Why Tacoma Still Offers Tax Breaks For Market-Rate Apartments

Jan 11, 2018

Tacoma's city council this week approved a property tax break of about $250,000 a year for a developer of market-rate apartments that are expected to rent for $1,200 to $1,600 a month. 

It's a common practice in the city, despite a growing need for less expensive housing. Tacoma had among the nation's the fastest-rising rents last year, according to the listing service RENTCafe. 

In Seattle, developers of apartments can only get a tax break if at least a fifth of the units meet affordability requirements. 

But in Tacoma, developers can get an eight-year break on their property taxes for building any apartments at all in certain zones. Developers who receive the exemption still have to pay taxes on the land and any commercial space that is part of a development. 

"Every time you approve a tax break for a developer that is not including affordable housing, you are also eliminating the opportunity for that property to be used by someone who will add affordable housing," Tacoma resident Theresa Power-Drutis said Tuesday at a City Council meeting.

City officials say they need to offer such tax breaks in order to get developers to invest in Tacoma, where construction is just as expensive as it is in Seattle, but buildings make less money in rent. 

"So far, we really think that it is still important to have the eight-year [tax break] because that's what's bringing in the developers," said Debbie Bingham, an economic development specialist for the city. 

Bingham said city officials came to that conclusion late last year, after commissioning a study and focus group session with developers to determine if the tax break was still needed.

Developers said they would not see returns on their investments in Tacoma without the eight-year tax break, according to Bingham. 

"We kind of walked away thinking there is evidence to show that we need to still have the eight-year [tax break] in Tacoma," she said.

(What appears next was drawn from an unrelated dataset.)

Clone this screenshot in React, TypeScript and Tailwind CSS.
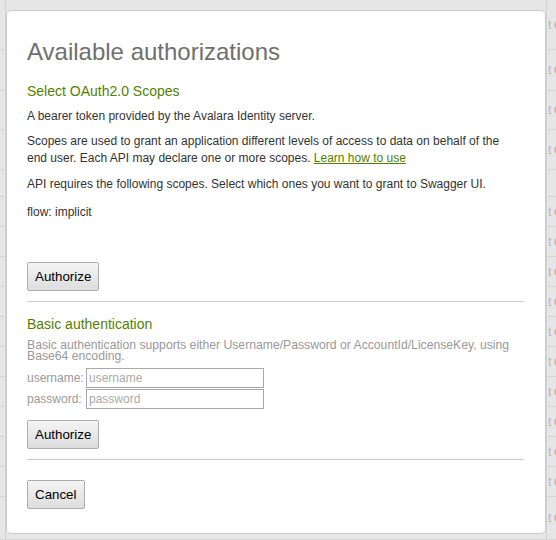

But Bingham said city officials are having greater success at convincing developers to meet certain affordability requirements in exchange for a longer tax break of 12 years. 

"We cleaned up our program so it was easier to understand what the requirements of the 12-year [tax break] were and we started actively promoting it more," she said. "And then a lot of developers started using it." 

Of the 30 tax-exempt projects underway right now, 17 are getting the longer tax break for affordable housing while 13 are receiving the shorter tax break for market-rate housing, according to figures provided by the city. 

Projects receiving the tax break for affordable housing include large-scale ones such as a 194-unit waterfront development called Point Ruston. 

Given such successes, and the region's construction boom, some residents wonder whether it's still necessary to give tax breaks for projects that don't meet affordability requirements. 

"Asking for 20 percent affordable housing is just not an unbearable bar to put on these people," Power-Drutis said in remarks to the City Council. "And it's something we desperately need."